- REQUIREMENT: Go through the listing and set it down exactly, leaving out its pictures.

RECORDED DATA start

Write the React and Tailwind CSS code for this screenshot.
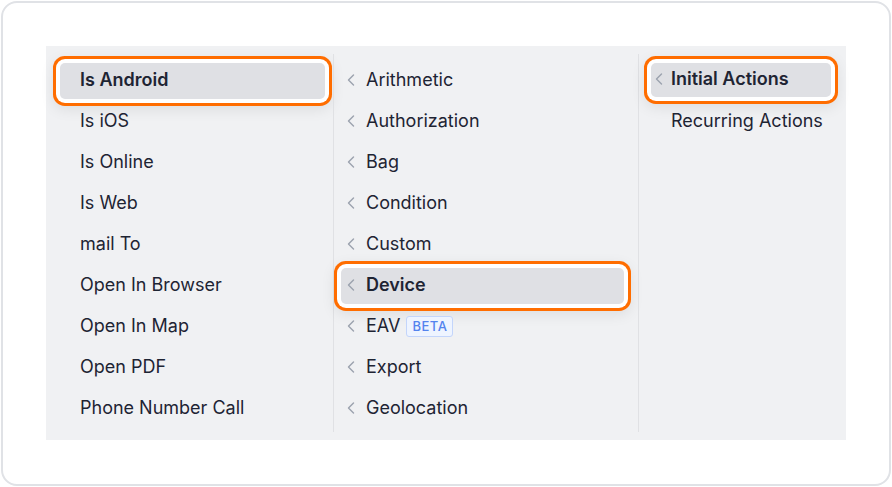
import React from "react";
import { ChevronLeft } from "lucide-react";

const colOne = [
  "Is Android",
  "Is iOS",
  "Is Online",
  "Is Web",
  "mail To",
  "Open In Browser",
  "Open In Map",
  "Open PDF",
  "Phone Number Call",
];

const colTwo = [
  "Arithmetic",
  "Authorization",
  "Bag",
  "Condition",
  "Custom",
  "Device",
  "EAV",
  "Export",
  "Geolocation",
];

function Row({ label, active, chevron, beta, short, tight }) {
  return (
    <div
      className={
        "flex items-center rounded-[5px] pb-[3px] " +
        (short ? "h-[34px] " : "h-9 ") +
        (chevron ? "pl-0 " : "pl-5 ") +
        (active
          ? "bg-[#dfe0e4] font-semibold shadow-[0_0_0_4px_#ffffff,0_0_0_7px_#ff6d00,0_4px_14px_7px_rgba(0,0,0,0.08)]"
          : "")
      }
    >
      {chevron && (
        <ChevronLeft
          size={20}
          strokeWidth={1.7}
          className={"text-[#9ca3af] shrink-0 " + (tight ? "-ml-[2px] mr-[2px]" : "mr-[5px]")}
        />
      )}
      <span>{label}</span>
      {beta && (
        <span className="ml-[6px] mt-[2px] px-[5px] h-[21px] flex items-center rounded-[3px] border border-[#c3d5fb] bg-[#eef4ff] text-[#5383ee] text-[13px] font-medium tracking-[0.5px]">
          BETA
        </span>
      )}
    </div>
  );
}

export default function App() {
  return (
    <div className="w-[892px] h-[487px] bg-white p-px">
      <div
        className="w-full h-full rounded-[16px] border-2 border-[#e0e2e6] bg-white pt-[43px] pl-[43px] text-[18px] text-[#1e2433]"
        style={{ fontFamily: "Inter, 'Noto Sans', sans-serif" }}
      >
        <div className="w-[800px] h-[394px] bg-[#f0f1f3] flex">
          <div className="w-[287px] pt-[17px] pl-[14px] pr-[8px] flex flex-col gap-[5px]">
            {colOne.map((l, i) => (
              <Row key={l} label={l} active={i === 0} />
            ))}
          </div>
          <div className="w-px bg-[#e0e1e4] my-2" />
          <div className="w-[304px] pt-[17px] pl-[7px] pr-[14px] flex flex-col gap-[5px]">
            {colTwo.map((l) => (
              <Row key={l} label={l} chevron active={l === "Device"} beta={l === "EAV"} />
            ))}
          </div>
          <div className="w-px bg-[#e0e1e4] my-2" />
          <div className="flex-1 pt-[17px] pl-[12px] pr-[15px] flex flex-col gap-[7px]">
            <Row label="Initial Actions" chevron active short tight />
            <Row label="Recurring Actions" />
          </div>
        </div>
      </div>
    </div>
  );
}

RECORDED DATA end

- RESPONSE:
Write the React and Tailwind CSS code for this screenshot.
import React from "react";
import { ChevronLeft } from "lucide-react";

const colOne = [
  "Is Android",
  "Is iOS",
  "Is Online",
  "Is Web",
  "mail To",
  "Open In Browser",
  "Open In Map",
  "Open PDF",
  "Phone Number Call",
];

const colTwo = [
  "Arithmetic",
  "Authorization",
  "Bag",
  "Condition",
  "Custom",
  "Device",
  "EAV",
  "Export",
  "Geolocation",
];

function Row({ label, active, chevron, beta, short, tight }) {
  return (
    <div
      className={
        "flex items-center rounded-[5px] pb-[3px] " +
        (short ? "h-[34px] " : "h-9 ") +
        (chevron ? "pl-0 " : "pl-5 ") +
        (active
          ? "bg-[#dfe0e4] font-semibold shadow-[0_0_0_4px_#ffffff,0_0_0_7px_#ff6d00,0_4px_14px_7px_rgba(0,0,0,0.08)]"
          : "")
      }
    >
      {chevron && (
        <ChevronLeft
          size={20}
          strokeWidth={1.7}
          className={"text-[#9ca3af] shrink-0 " + (tight ? "-ml-[2px] mr-[2px]" : "mr-[5px]")}
        />
      )}
      <span>{label}</span>
      {beta && (
        <span className="ml-[6px] mt-[2px] px-[5px] h-[21px] flex items-center rounded-[3px] border border-[#c3d5fb] bg-[#eef4ff] text-[#5383ee] text-[13px] font-medium tracking-[0.5px]">
          BETA
        </span>
      )}
    </div>
  );
}

export default function App() {
  return (
    <div className="w-[892px] h-[487px] bg-white p-px">
      <div
        className="w-full h-full rounded-[16px] border-2 border-[#e0e2e6] bg-white pt-[43px] pl-[43px] text-[18px] text-[#1e2433]"
        style={{ fontFamily: "Inter, 'Noto Sans', sans-serif" }}
      >
        <div className="w-[800px] h-[394px] bg-[#f0f1f3] flex">
          <div className="w-[287px] pt-[17px] pl-[14px] pr-[8px] flex flex-col gap-[5px]">
            {colOne.map((l, i) => (
              <Row key={l} label={l} active={i === 0} />
            ))}
          </div>
          <div className="w-px bg-[#e0e1e4] my-2" />
          <div className="w-[304px] pt-[17px] pl-[7px] pr-[14px] flex flex-col gap-[5px]">
            {colTwo.map((l) => (
              <Row key={l} label={l} chevron active={l === "Device"} beta={l === "EAV"} />
            ))}
          </div>
          <div className="w-px bg-[#e0e1e4] my-2" />
          <div className="flex-1 pt-[17px] pl-[12px] pr-[15px] flex flex-col gap-[7px]">
            <Row label="Initial Actions" chevron active short tight />
            <Row label="Recurring Actions" />
          </div>
        </div>
      </div>
    </div>
  );
}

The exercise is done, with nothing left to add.